The Bustles were arrested in March and allowed to go home while their case was pending. The FBI received multiple tips about the couple, according to charging papers, including information that Jessica Bustle had posted on Facebook about going inside the Capitol. In excerpts cited by the government, she wrote about how she and her husband had attended the “Health Freedom Rally” — an event that featured anti-vaccine activists and proponents of conspiracy theories about the coronavirus pandemic, according to CNN — before going to the Capitol. The government included a photo of her entering the Capitol holding a sign that read, “VACCINE INJURY is the REAL PANDEMIC.”

Jessica Bustle disputed that the riots had been violent, posting that she and her husband walked inside the Capitol without incident and spoke with police, who agreed with their position to reject a COVID-19 vaccine. She wrote, “There were no guns, weapons, and no violence.” (More than 130 people have been charged with assaulting or interfering with police, and dozens are facing weapons-related counts; approximately 140 police officers were injured, and rioters also attacked journalists.)

In other Facebook posts quoted by the government, Jessica Bustle wrote that former vice president Mike Pence was a “traitor” and that she had “stormed” the Capitol; called for a “revolution” and claimed the election wasn’t fair; and expressed that she was proud of “patriots” for “standing up.”

“We don’t win this thing sitting on the sidelines.
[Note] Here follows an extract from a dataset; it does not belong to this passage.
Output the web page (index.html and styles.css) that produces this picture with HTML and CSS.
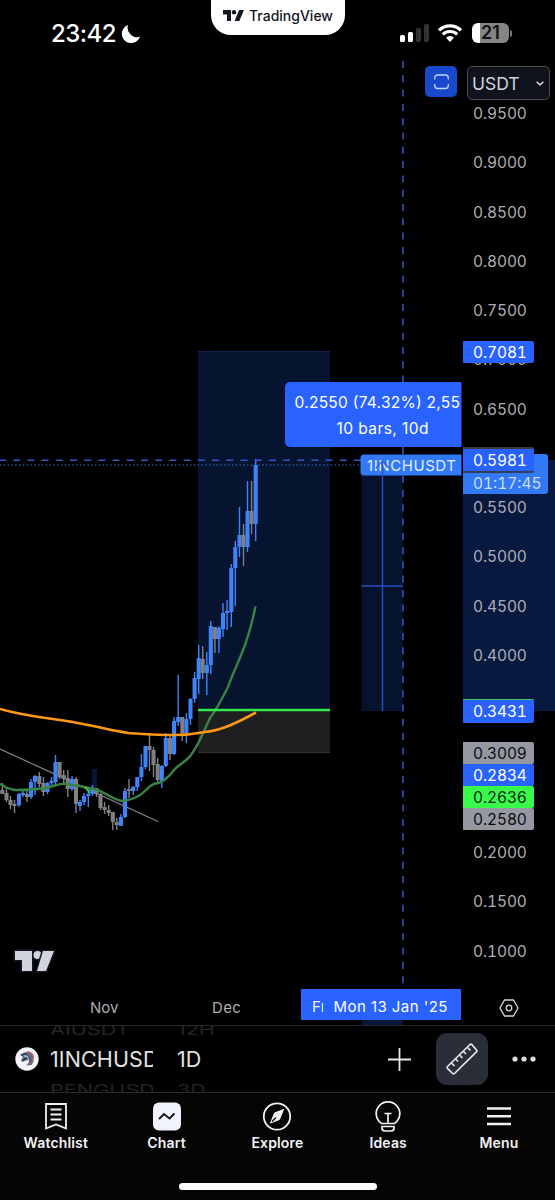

Excited to stand for truth with my fellow patriots and freedom fighters in D.C. today,” she posted on Facebook on Jan. 6.

Near the end of the virtual hearing before US District Judge Thomas Hogan on Monday, Jessica Bustle asked to speak. She told the judge that she was “sorry” for what she’d posted online about Jan. 6, but she wanted him to know that she’d also posted sentiments that were “kind,” including asking people to “pray for America.”